▸ GIVEN PROBLEM:
Give back exactly the lines from the start of the listing to the line containing "const pages = ['General', 'Pie', 'Color", inclusive, and nothing beyond them.

═══ MATERIAL

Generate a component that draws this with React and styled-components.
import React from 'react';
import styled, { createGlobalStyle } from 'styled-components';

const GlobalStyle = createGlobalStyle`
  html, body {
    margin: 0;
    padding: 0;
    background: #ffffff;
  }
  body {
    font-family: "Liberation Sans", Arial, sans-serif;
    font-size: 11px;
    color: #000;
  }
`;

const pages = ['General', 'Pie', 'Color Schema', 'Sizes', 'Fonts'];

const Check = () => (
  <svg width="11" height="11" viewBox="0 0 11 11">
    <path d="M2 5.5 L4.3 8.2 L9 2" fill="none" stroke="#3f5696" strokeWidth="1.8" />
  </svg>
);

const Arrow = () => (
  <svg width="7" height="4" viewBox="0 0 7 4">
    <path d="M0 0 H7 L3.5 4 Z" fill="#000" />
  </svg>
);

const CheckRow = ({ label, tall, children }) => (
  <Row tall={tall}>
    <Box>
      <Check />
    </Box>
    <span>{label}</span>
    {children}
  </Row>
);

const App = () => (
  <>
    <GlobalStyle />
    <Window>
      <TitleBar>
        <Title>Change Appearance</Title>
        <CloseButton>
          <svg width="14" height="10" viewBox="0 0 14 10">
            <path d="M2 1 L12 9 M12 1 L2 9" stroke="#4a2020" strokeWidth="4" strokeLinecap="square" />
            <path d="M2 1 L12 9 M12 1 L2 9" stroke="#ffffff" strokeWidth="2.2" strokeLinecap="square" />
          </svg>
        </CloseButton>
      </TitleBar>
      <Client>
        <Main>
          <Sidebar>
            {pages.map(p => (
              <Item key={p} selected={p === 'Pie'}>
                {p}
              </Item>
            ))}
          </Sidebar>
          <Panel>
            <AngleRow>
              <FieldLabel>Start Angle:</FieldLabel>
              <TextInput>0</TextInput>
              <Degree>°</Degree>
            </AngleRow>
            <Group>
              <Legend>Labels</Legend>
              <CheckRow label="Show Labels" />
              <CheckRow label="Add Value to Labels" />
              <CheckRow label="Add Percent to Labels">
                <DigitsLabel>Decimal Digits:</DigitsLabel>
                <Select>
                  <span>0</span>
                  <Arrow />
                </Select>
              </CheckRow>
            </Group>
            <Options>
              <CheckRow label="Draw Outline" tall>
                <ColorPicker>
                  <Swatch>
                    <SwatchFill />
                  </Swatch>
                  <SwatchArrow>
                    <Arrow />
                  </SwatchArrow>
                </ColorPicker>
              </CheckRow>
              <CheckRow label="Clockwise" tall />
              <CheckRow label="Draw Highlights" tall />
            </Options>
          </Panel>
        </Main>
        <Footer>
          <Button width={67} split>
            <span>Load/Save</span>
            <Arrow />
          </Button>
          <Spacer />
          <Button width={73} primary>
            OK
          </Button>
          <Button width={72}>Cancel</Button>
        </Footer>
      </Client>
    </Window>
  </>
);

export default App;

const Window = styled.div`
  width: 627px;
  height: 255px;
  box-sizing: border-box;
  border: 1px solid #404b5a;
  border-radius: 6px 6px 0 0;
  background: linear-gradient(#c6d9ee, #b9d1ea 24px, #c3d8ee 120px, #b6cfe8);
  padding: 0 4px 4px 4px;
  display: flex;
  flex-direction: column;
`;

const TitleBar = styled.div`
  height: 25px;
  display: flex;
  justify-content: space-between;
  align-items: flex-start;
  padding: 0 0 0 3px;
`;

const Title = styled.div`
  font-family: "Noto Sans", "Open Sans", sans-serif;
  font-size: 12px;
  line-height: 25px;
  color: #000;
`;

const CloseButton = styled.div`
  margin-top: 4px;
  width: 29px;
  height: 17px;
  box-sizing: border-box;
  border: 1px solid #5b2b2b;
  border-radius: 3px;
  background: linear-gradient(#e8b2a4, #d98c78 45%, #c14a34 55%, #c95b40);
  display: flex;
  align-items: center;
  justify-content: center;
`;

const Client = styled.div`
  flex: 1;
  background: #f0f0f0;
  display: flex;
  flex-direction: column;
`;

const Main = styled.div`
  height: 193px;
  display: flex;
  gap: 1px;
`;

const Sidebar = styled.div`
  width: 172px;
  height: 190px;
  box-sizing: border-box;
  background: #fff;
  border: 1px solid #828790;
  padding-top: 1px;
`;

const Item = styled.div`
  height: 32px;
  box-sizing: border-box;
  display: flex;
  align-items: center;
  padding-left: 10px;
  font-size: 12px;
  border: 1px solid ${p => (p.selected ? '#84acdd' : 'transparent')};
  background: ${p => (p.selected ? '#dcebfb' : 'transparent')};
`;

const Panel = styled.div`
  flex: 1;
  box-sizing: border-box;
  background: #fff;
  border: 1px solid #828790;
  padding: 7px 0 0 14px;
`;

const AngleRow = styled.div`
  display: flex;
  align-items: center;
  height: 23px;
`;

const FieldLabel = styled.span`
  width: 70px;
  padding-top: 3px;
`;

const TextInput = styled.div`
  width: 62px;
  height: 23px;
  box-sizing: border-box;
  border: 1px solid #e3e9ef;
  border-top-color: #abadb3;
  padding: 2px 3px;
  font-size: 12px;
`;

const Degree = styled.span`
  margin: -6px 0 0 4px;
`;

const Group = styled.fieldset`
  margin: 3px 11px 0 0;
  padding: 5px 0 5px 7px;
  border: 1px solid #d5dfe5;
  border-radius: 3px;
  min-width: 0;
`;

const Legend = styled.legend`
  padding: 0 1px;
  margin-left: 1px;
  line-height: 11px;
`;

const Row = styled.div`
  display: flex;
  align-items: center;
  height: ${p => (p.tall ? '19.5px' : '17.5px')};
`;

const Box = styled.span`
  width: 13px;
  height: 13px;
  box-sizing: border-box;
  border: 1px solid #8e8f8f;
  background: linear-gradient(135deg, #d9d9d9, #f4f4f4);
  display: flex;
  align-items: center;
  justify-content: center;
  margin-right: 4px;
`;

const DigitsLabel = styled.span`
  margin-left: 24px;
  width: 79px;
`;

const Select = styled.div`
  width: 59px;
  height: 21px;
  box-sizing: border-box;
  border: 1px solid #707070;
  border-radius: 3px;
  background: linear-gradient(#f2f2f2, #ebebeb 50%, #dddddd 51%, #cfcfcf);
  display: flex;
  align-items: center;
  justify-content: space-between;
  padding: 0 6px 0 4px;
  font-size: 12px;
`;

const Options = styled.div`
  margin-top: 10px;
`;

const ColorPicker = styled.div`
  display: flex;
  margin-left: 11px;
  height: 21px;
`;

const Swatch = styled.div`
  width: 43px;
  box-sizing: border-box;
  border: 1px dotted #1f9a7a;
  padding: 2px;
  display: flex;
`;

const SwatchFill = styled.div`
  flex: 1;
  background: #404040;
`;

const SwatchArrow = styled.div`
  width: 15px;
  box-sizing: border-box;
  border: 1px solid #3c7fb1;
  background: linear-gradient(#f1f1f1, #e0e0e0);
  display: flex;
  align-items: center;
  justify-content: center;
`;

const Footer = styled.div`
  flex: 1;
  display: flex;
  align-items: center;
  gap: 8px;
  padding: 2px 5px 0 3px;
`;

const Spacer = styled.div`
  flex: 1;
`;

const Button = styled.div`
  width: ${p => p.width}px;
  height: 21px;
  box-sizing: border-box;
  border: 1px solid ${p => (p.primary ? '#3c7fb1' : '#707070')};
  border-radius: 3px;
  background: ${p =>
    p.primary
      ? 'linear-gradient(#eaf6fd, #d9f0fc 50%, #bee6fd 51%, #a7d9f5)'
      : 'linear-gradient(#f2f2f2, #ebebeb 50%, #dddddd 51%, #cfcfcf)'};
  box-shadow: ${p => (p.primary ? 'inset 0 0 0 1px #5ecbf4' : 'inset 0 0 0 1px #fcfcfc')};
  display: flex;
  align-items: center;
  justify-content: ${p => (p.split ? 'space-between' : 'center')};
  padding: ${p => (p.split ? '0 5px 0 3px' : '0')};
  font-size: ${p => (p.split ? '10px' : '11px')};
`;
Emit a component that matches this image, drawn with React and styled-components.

══════

▸ EXERCISE OUTPUT:
Generate a component that draws this with React and styled-components.
import React from 'react';
import styled, { createGlobalStyle } from 'styled-components';

const GlobalStyle = createGlobalStyle`
  html, body {
    margin: 0;
    padding: 0;
    background: #ffffff;
  }
  body {
    font-family: "Liberation Sans", Arial, sans-serif;
    font-size: 11px;
    color: #000;
  }
`;

const pages = ['General', 'Pie', 'Color Schema', 'Sizes', 'Fonts'];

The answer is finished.